Task to complete:
Return the lines from the one with "Recreate this image" through the one with "type P = [number, number];", exactly as they appear and with no pictures.

========================================================================

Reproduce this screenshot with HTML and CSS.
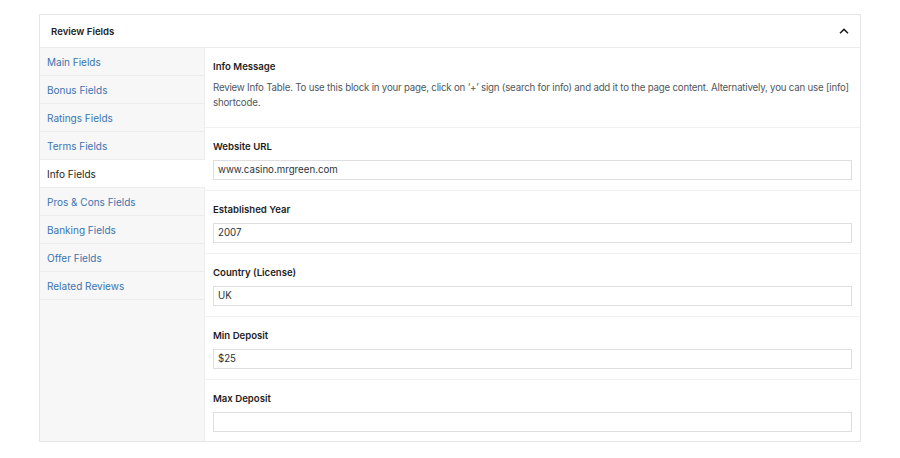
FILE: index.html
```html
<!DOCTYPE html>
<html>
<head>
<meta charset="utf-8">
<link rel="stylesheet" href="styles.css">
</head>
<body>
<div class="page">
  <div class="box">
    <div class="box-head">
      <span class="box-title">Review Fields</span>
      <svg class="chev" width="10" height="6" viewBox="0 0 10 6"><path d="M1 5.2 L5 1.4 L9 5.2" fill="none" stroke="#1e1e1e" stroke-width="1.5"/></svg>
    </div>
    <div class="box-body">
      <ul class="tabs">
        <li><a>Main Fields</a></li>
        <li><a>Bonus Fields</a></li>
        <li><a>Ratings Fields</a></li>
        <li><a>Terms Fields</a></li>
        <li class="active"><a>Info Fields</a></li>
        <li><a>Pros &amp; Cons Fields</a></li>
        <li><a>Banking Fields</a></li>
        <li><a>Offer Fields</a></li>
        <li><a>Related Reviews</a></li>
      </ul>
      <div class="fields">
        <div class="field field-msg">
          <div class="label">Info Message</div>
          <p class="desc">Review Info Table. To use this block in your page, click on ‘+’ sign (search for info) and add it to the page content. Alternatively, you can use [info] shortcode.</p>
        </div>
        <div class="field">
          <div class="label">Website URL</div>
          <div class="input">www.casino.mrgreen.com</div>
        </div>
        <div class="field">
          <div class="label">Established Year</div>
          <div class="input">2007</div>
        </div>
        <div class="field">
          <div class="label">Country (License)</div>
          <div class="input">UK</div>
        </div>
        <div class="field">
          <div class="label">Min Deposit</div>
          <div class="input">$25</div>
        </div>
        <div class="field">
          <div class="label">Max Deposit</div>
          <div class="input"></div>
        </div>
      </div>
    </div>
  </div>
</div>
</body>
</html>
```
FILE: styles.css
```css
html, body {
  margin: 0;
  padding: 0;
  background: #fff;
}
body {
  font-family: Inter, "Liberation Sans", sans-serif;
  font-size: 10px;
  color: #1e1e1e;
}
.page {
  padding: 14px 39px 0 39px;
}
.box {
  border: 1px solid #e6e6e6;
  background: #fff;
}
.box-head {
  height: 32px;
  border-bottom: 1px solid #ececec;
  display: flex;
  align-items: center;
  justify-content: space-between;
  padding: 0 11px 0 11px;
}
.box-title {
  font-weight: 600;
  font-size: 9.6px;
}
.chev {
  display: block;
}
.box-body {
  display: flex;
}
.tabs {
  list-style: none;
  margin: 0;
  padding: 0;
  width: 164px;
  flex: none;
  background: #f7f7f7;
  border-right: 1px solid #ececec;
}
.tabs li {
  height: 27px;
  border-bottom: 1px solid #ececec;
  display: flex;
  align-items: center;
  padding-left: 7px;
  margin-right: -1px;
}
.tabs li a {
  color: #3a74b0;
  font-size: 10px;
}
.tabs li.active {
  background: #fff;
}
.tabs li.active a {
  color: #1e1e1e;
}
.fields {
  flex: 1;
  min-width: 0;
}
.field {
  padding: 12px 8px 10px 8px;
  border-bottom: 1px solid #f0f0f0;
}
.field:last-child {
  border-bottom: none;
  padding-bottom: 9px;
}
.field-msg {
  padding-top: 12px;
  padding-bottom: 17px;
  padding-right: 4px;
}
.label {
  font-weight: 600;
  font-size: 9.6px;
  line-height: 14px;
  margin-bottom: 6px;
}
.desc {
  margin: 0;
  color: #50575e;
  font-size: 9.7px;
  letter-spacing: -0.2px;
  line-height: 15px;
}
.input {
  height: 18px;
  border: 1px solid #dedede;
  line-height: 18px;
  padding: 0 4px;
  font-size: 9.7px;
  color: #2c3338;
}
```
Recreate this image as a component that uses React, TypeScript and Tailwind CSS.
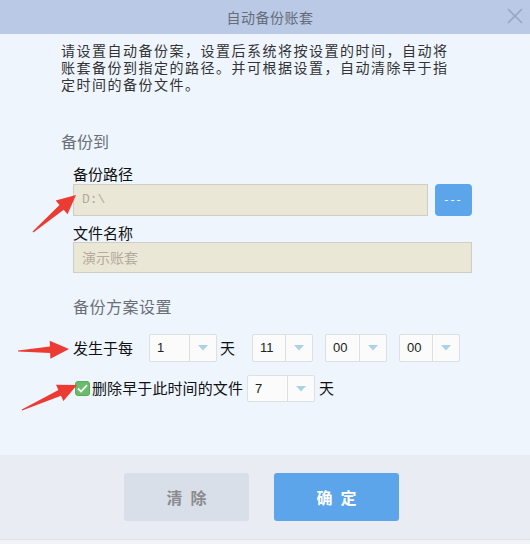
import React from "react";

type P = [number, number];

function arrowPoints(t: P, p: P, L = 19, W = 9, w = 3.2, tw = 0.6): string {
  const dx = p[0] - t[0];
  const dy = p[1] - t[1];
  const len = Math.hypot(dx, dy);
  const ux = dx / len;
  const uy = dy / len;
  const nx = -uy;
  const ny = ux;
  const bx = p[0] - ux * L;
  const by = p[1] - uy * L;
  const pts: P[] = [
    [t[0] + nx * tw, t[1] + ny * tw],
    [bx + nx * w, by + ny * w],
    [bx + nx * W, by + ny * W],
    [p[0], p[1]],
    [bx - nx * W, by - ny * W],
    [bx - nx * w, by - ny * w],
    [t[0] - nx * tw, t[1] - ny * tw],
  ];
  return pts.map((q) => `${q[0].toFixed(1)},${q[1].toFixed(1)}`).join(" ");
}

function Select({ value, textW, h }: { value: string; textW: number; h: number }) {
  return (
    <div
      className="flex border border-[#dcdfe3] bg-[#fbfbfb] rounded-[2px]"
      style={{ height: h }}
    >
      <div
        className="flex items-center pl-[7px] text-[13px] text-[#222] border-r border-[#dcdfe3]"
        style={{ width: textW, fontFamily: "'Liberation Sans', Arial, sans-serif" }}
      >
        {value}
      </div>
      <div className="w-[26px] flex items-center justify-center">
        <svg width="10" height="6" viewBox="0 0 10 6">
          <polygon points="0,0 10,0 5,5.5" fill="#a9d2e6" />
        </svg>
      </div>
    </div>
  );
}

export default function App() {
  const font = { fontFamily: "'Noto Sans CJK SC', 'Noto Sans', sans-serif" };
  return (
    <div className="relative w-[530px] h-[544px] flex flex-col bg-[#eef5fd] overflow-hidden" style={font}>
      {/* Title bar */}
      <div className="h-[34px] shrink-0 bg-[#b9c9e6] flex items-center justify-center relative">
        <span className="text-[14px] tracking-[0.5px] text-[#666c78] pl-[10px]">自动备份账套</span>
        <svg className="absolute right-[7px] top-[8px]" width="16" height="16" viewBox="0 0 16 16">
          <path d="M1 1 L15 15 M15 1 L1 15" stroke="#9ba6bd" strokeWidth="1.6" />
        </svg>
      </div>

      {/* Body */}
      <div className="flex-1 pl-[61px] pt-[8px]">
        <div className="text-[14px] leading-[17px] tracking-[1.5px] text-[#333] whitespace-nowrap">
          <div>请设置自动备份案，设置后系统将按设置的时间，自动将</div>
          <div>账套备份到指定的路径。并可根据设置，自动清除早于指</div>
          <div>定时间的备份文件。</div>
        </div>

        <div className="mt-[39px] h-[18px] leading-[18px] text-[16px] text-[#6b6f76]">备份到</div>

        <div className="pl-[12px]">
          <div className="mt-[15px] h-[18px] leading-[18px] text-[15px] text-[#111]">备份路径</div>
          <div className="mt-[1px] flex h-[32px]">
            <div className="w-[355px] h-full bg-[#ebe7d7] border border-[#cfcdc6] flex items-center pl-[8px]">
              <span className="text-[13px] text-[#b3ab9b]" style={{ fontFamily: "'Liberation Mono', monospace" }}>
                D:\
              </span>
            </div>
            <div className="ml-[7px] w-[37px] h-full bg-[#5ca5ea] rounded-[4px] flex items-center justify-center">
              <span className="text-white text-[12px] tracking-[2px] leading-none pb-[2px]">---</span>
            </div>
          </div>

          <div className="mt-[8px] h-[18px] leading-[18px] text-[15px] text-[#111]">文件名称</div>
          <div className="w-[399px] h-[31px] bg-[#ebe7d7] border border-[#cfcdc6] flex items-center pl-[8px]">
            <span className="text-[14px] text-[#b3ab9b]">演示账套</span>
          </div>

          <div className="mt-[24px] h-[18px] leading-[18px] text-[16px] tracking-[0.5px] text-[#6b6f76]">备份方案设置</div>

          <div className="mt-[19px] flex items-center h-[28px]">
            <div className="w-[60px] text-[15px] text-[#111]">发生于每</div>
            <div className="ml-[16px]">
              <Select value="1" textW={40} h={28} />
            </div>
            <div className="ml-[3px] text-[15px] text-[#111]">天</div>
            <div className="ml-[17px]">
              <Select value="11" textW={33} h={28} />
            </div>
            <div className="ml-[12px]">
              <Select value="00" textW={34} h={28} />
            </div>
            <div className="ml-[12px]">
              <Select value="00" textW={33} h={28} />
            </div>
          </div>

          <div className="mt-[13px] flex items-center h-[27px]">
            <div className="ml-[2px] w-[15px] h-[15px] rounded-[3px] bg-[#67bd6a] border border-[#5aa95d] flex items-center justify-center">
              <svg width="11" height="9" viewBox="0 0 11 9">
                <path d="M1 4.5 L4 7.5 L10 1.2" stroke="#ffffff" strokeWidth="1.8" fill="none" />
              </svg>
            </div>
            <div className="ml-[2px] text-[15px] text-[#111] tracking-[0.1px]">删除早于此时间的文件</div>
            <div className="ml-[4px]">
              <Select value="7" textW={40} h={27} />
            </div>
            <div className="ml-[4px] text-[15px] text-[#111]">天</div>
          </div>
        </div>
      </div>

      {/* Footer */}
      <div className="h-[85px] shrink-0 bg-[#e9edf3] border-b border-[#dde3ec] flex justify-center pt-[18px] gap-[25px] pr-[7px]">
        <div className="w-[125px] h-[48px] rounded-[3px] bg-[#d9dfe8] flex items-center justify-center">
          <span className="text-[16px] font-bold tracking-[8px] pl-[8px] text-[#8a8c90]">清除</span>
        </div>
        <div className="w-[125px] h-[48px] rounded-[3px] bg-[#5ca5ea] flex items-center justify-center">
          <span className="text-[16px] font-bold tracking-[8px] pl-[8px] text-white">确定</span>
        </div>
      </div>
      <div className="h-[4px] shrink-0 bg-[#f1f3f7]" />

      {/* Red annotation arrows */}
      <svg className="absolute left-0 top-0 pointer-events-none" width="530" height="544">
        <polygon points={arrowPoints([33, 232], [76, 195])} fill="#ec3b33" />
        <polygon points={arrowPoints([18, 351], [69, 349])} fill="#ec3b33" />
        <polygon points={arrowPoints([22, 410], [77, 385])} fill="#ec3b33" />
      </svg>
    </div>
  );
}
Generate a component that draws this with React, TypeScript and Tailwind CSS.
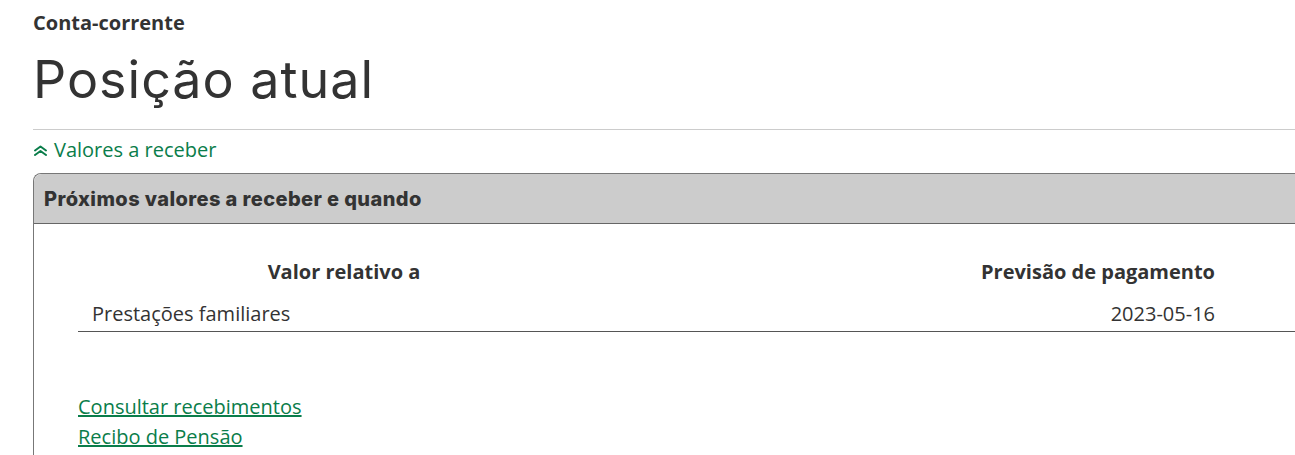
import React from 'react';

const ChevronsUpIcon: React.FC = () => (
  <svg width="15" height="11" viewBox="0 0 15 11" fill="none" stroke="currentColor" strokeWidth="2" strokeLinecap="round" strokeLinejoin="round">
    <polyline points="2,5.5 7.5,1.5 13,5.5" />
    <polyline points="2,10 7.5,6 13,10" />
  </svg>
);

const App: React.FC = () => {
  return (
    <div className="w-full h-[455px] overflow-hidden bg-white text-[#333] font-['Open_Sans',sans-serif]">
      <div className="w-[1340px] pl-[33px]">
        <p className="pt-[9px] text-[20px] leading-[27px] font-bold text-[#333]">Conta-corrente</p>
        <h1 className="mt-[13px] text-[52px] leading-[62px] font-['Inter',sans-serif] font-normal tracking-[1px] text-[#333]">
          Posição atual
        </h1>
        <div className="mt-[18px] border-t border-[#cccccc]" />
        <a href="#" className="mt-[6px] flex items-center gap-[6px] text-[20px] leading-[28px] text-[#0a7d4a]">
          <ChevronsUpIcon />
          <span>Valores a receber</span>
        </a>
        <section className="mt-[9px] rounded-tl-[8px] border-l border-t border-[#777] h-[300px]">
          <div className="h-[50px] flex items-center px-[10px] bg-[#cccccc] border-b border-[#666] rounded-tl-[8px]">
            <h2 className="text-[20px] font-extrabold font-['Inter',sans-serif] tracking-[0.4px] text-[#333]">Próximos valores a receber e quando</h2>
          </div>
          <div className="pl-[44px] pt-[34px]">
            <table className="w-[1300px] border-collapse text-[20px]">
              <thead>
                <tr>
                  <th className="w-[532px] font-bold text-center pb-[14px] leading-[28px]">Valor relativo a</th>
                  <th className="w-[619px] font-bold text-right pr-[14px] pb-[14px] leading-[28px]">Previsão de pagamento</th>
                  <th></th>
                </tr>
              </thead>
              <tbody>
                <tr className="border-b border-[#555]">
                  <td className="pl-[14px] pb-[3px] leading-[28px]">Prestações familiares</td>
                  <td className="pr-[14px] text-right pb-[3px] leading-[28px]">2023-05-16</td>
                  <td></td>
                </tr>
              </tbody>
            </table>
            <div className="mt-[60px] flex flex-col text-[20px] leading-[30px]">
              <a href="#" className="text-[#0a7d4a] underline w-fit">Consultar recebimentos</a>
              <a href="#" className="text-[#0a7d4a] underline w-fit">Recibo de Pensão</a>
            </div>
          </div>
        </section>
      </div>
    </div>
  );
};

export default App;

========================================================================

Solution for this task:
Recreate this image as a component that uses React, TypeScript and Tailwind CSS.
import React from "react";

type P = [number, number];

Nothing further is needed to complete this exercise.